The problem ::
Your job is to retype all of the data word for word, leaving every image out.

Available data ::
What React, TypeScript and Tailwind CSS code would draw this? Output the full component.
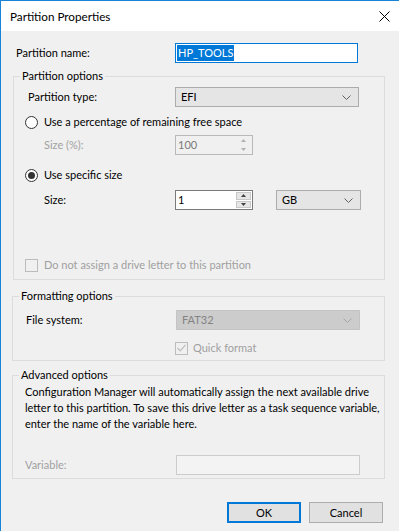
import React from 'react';

const Chevron = ({ color = '#606060' }: { color?: string }) => (
  <svg width="9" height="5" viewBox="0 0 9 5" className="shrink-0">
    <polyline points="0.5,0.5 4.5,4.5 8.5,0.5" fill="none" stroke={color} strokeWidth="1" />
  </svg>
);

const Combo = ({ value, width, disabled }: { value: string; width: string; disabled?: boolean }) => (
  <div
    className={`${width} h-[20px] flex items-center justify-between pl-[5px] pr-[7px] border ${
      disabled ? 'bg-[#cccccc] border-[#c4c4c4] text-[#838383]' : 'bg-[#e5e5e5] border-[#acacac] text-black'
    }`}
  >
    <span>{value}</span>
    <Chevron color={disabled ? '#a6a6a6' : '#606060'} />
  </div>
);

const Spin = ({ value, disabled }: { value: string; disabled?: boolean }) => {
  const arrow = disabled ? '#b0b0b0' : '#404040';
  return (
    <div
      className={`w-[78px] h-[20px] flex border ${
        disabled ? 'bg-[#f0f0f0] border-[#b9b9b9] text-[#7a7a7a]' : 'bg-white border-[#7a7a7a] text-black'
      }`}
    >
      <span className="flex-1 pl-[2px] leading-[18px]">{value}</span>
      <div className="w-[16px] flex flex-col py-[1px] pr-[1px] gap-[1px]">
        <div className={`flex-1 flex items-center justify-center ${disabled ? '' : 'bg-[#e6e6e6] border border-[#c8c8c8]'}`}>
          <svg width="5" height="3" viewBox="0 0 5 3"><polygon points="2.5,0 5,3 0,3" fill={arrow} /></svg>
        </div>
        <div className={`flex-1 flex items-center justify-center ${disabled ? '' : 'bg-[#e6e6e6] border border-[#c8c8c8]'}`}>
          <svg width="5" height="3" viewBox="0 0 5 3"><polygon points="0,0 5,0 2.5,3" fill={arrow} /></svg>
        </div>
      </div>
    </div>
  );
};

const Radio = ({ checked }: { checked?: boolean }) => (
  <span className="w-[13px] h-[13px] rounded-full border border-[#333333] bg-white flex items-center justify-center shrink-0">
    {checked && <span className="w-[7px] h-[7px] rounded-full bg-[#333333]" />}
  </span>
);

const Check = ({ checked }: { checked?: boolean }) => (
  <span className="w-[13px] h-[13px] border border-[#bcbcbc] bg-[#f0f0f0] flex items-center justify-center shrink-0">
    {checked && (
      <svg width="9" height="8" viewBox="0 0 9 8">
        <polyline points="0.5,4 3.2,6.8 8.5,0.8" fill="none" stroke="#bcbcbc" strokeWidth="1.2" />
      </svg>
    )}
  </span>
);

const App: React.FC = () => {
  return (
    <div className="w-[399px] h-[531px] bg-[#f0f0f0] border-l border-t border-[#1883d7] flex flex-col font-['Lato',sans-serif] text-[11px] leading-[16px] text-black overflow-hidden">
      {/* title bar */}
      <div className="h-[30px] bg-white flex items-center justify-between pl-[9px] pr-[8px] shrink-0">
        <span className="text-[11.7px]">Partition Properties</span>
        <svg width="11" height="11" viewBox="0 0 11 11" className="mr-[1px]">
          <line x1="0.5" y1="0.5" x2="10.5" y2="10.5" stroke="#000" strokeWidth="1" />
          <line x1="10.5" y1="0.5" x2="0.5" y2="10.5" stroke="#000" strokeWidth="1" />
        </svg>
      </div>

      <div className="flex-1 flex flex-col pl-[11px] pt-[12px]">
        <div className="flex items-center h-[20px]">
          <span className="w-[163px] pl-[4px]">Partition name:</span>
          <div className="w-[183px] h-[20px] border border-[#0078d7] bg-white flex items-center pl-[1px]">
            <span className="bg-[#0078d7] text-white px-px">HP_TOOLS</span>
          </div>
        </div>

        <fieldset className="mt-[5px] ml-px w-[372px] border border-[#dcdcdc] pb-[4px]">
          <legend className="ml-[6px] px-[2px]">Partition options</legend>
          <div className="flex items-center h-[20px] mt-[3px]">
            <span className="w-[161px] pl-[14px]">Partition type:</span>
            <Combo value="EFI" width="w-[184px]" />
          </div>
          <div className="flex items-center h-[20px] mt-[5px] pl-[11px] gap-[6px]">
            <Radio />
            <span>Use a percentage of remaining free space</span>
          </div>
          <div className="flex items-center h-[20px] mt-[3px]">
            <span className="w-[161px] pl-[30px] text-[#a0a0a0]">Size (%):</span>
            <Spin value="100" disabled />
          </div>
          <div className="flex items-center h-[20px] mt-[10px] pl-[11px] gap-[6px]">
            <Radio checked />
            <span>Use specific size</span>
          </div>
          <div className="flex items-center h-[20px] mt-[5px]">
            <span className="w-[161px] pl-[30px]">Size:</span>
            <Spin value="1" />
            <div className="ml-[23px]">
              <Combo value="GB" width="w-[85px]" />
            </div>
          </div>
          <div className="flex items-center h-[20px] mt-[45px] pl-[11px] gap-[6px] text-[#a0a0a0]">
            <Check />
            <span>Do not assign a drive letter to this partition</span>
          </div>
        </fieldset>

        <fieldset className="mt-[8px] w-[373px] border border-[#dcdcdc] pb-[4px]">
          <legend className="ml-[6px] px-[2px]">Formatting options</legend>
          <div className="flex items-center h-[20px] mt-[6px]">
            <span className="w-[163px] pl-[13px]">File system:</span>
            <Combo value="FAT32" width="w-[184px]" disabled />
          </div>
          <div className="flex items-center h-[16px] mt-[10px] pl-[162px] gap-[5px] text-[#a0a0a0]">
            <Check checked />
            <span>Quick format</span>
          </div>
        </fieldset>

        <fieldset className="mt-[6px] w-[373px] border border-[#dcdcdc] pb-[3px]">
          <legend className="ml-[6px] px-[2px]">Advanced options</legend>
          <p className="pl-[12px] whitespace-nowrap pt-px">
            Configuration Manager will automatically assign the next available drive
            <br />
            letter to this partition. To save this drive letter as a task sequence variable,
            <br />
            enter the name of the variable here.
          </p>
          <div className="flex items-center h-[20px] mt-[23px]">
            <span className="w-[163px] pl-[12px] text-[#a0a0a0]">Variable:</span>
            <div className="w-[184px] h-[20px] border border-[#cccccc] bg-[#f3f3f3]" />
          </div>
        </fieldset>

        <div className="flex justify-end gap-[8px] mt-[23px] w-[373px] pr-[2px]">
          <button className="w-[74px] h-[21px] bg-[#e1e1e1] border-2 border-[#0078d7] text-black">OK</button>
          <button className="w-[74px] h-[21px] bg-[#e1e1e1] border border-[#adadad] text-black">Cancel</button>
        </div>
      </div>
    </div>
  );
};

export default App;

Written response ::
What React, TypeScript and Tailwind CSS code would draw this? Output the full component.
import React from 'react';

const Chevron = ({ color = '#606060' }: { color?: string }) => (
  <svg width="9" height="5" viewBox="0 0 9 5" className="shrink-0">
    <polyline points="0.5,0.5 4.5,4.5 8.5,0.5" fill="none" stroke={color} strokeWidth="1" />
  </svg>
);

const Combo = ({ value, width, disabled }: { value: string; width: string; disabled?: boolean }) => (
  <div
    className={`${width} h-[20px] flex items-center justify-between pl-[5px] pr-[7px] border ${
      disabled ? 'bg-[#cccccc] border-[#c4c4c4] text-[#838383]' : 'bg-[#e5e5e5] border-[#acacac] text-black'
    }`}
  >
    <span>{value}</span>
    <Chevron color={disabled ? '#a6a6a6' : '#606060'} />
  </div>
);

const Spin = ({ value, disabled }: { value: string; disabled?: boolean }) => {
  const arrow = disabled ? '#b0b0b0' : '#404040';
  return (
    <div
      className={`w-[78px] h-[20px] flex border ${
        disabled ? 'bg-[#f0f0f0] border-[#b9b9b9] text-[#7a7a7a]' : 'bg-white border-[#7a7a7a] text-black'
      }`}
    >
      <span className="flex-1 pl-[2px] leading-[18px]">{value}</span>
      <div className="w-[16px] flex flex-col py-[1px] pr-[1px] gap-[1px]">
        <div className={`flex-1 flex items-center justify-center ${disabled ? '' : 'bg-[#e6e6e6] border border-[#c8c8c8]'}`}>
          <svg width="5" height="3" viewBox="0 0 5 3"><polygon points="2.5,0 5,3 0,3" fill={arrow} /></svg>
        </div>
        <div className={`flex-1 flex items-center justify-center ${disabled ? '' : 'bg-[#e6e6e6] border border-[#c8c8c8]'}`}>
          <svg width="5" height="3" viewBox="0 0 5 3"><polygon points="0,0 5,0 2.5,3" fill={arrow} /></svg>
        </div>
      </div>
    </div>
  );
};

const Radio = ({ checked }: { checked?: boolean }) => (
  <span className="w-[13px] h-[13px] rounded-full border border-[#333333] bg-white flex items-center justify-center shrink-0">
    {checked && <span className="w-[7px] h-[7px] rounded-full bg-[#333333]" />}
  </span>
);

const Check = ({ checked }: { checked?: boolean }) => (
  <span className="w-[13px] h-[13px] border border-[#bcbcbc] bg-[#f0f0f0] flex items-center justify-center shrink-0">
    {checked && (
      <svg width="9" height="8" viewBox="0 0 9 8">
        <polyline points="0.5,4 3.2,6.8 8.5,0.8" fill="none" stroke="#bcbcbc" strokeWidth="1.2" />
      </svg>
    )}
  </span>
);

const App: React.FC = () => {
  return (
    <div className="w-[399px] h-[531px] bg-[#f0f0f0] border-l border-t border-[#1883d7] flex flex-col font-['Lato',sans-serif] text-[11px] leading-[16px] text-black overflow-hidden">
      {/* title bar */}
      <div className="h-[30px] bg-white flex items-center justify-between pl-[9px] pr-[8px] shrink-0">
        <span className="text-[11.7px]">Partition Properties</span>
        <svg width="11" height="11" viewBox="0 0 11 11" className="mr-[1px]">
          <line x1="0.5" y1="0.5" x2="10.5" y2="10.5" stroke="#000" strokeWidth="1" />
          <line x1="10.5" y1="0.5" x2="0.5" y2="10.5" stroke="#000" strokeWidth="1" />
        </svg>
      </div>

      <div className="flex-1 flex flex-col pl-[11px] pt-[12px]">
        <div className="flex items-center h-[20px]">
          <span className="w-[163px] pl-[4px]">Partition name:</span>
          <div className="w-[183px] h-[20px] border border-[#0078d7] bg-white flex items-center pl-[1px]">
            <span className="bg-[#0078d7] text-white px-px">HP_TOOLS</span>
          </div>
        </div>

        <fieldset className="mt-[5px] ml-px w-[372px] border border-[#dcdcdc] pb-[4px]">
          <legend className="ml-[6px] px-[2px]">Partition options</legend>
          <div className="flex items-center h-[20px] mt-[3px]">
            <span className="w-[161px] pl-[14px]">Partition type:</span>
            <Combo value="EFI" width="w-[184px]" />
          </div>
          <div className="flex items-center h-[20px] mt-[5px] pl-[11px] gap-[6px]">
            <Radio />
            <span>Use a percentage of remaining free space</span>
          </div>
          <div className="flex items-center h-[20px] mt-[3px]">
            <span className="w-[161px] pl-[30px] text-[#a0a0a0]">Size (%):</span>
            <Spin value="100" disabled />
          </div>
          <div className="flex items-center h-[20px] mt-[10px] pl-[11px] gap-[6px]">
            <Radio checked />
            <span>Use specific size</span>
          </div>
          <div className="flex items-center h-[20px] mt-[5px]">
            <span className="w-[161px] pl-[30px]">Size:</span>
            <Spin value="1" />
            <div className="ml-[23px]">
              <Combo value="GB" width="w-[85px]" />
            </div>
          </div>
          <div className="flex items-center h-[20px] mt-[45px] pl-[11px] gap-[6px] text-[#a0a0a0]">
            <Check />
            <span>Do not assign a drive letter to this partition</span>
          </div>
        </fieldset>

        <fieldset className="mt-[8px] w-[373px] border border-[#dcdcdc] pb-[4px]">
          <legend className="ml-[6px] px-[2px]">Formatting options</legend>
          <div className="flex items-center h-[20px] mt-[6px]">
            <span className="w-[163px] pl-[13px]">File system:</span>
            <Combo value="FAT32" width="w-[184px]" disabled />
          </div>
          <div className="flex items-center h-[16px] mt-[10px] pl-[162px] gap-[5px] text-[#a0a0a0]">
            <Check checked />
            <span>Quick format</span>
          </div>
        </fieldset>

        <fieldset className="mt-[6px] w-[373px] border border-[#dcdcdc] pb-[3px]">
          <legend className="ml-[6px] px-[2px]">Advanced options</legend>
          <p className="pl-[12px] whitespace-nowrap pt-px">
            Configuration Manager will automatically assign the next available drive
            <br />
            letter to this partition. To save this drive letter as a task sequence variable,
            <br />
            enter the name of the variable here.
          </p>
          <div className="flex items-center h-[20px] mt-[23px]">
            <span className="w-[163px] pl-[12px] text-[#a0a0a0]">Variable:</span>
            <div className="w-[184px] h-[20px] border border-[#cccccc] bg-[#f3f3f3]" />
          </div>
        </fieldset>

        <div className="flex justify-end gap-[8px] mt-[23px] w-[373px] pr-[2px]">
          <button className="w-[74px] h-[21px] bg-[#e1e1e1] border-2 border-[#0078d7] text-black">OK</button>
          <button className="w-[74px] h-[21px] bg-[#e1e1e1] border border-[#adadad] text-black">Cancel</button>
        </div>
      </div>
    </div>
  );
};

export default App;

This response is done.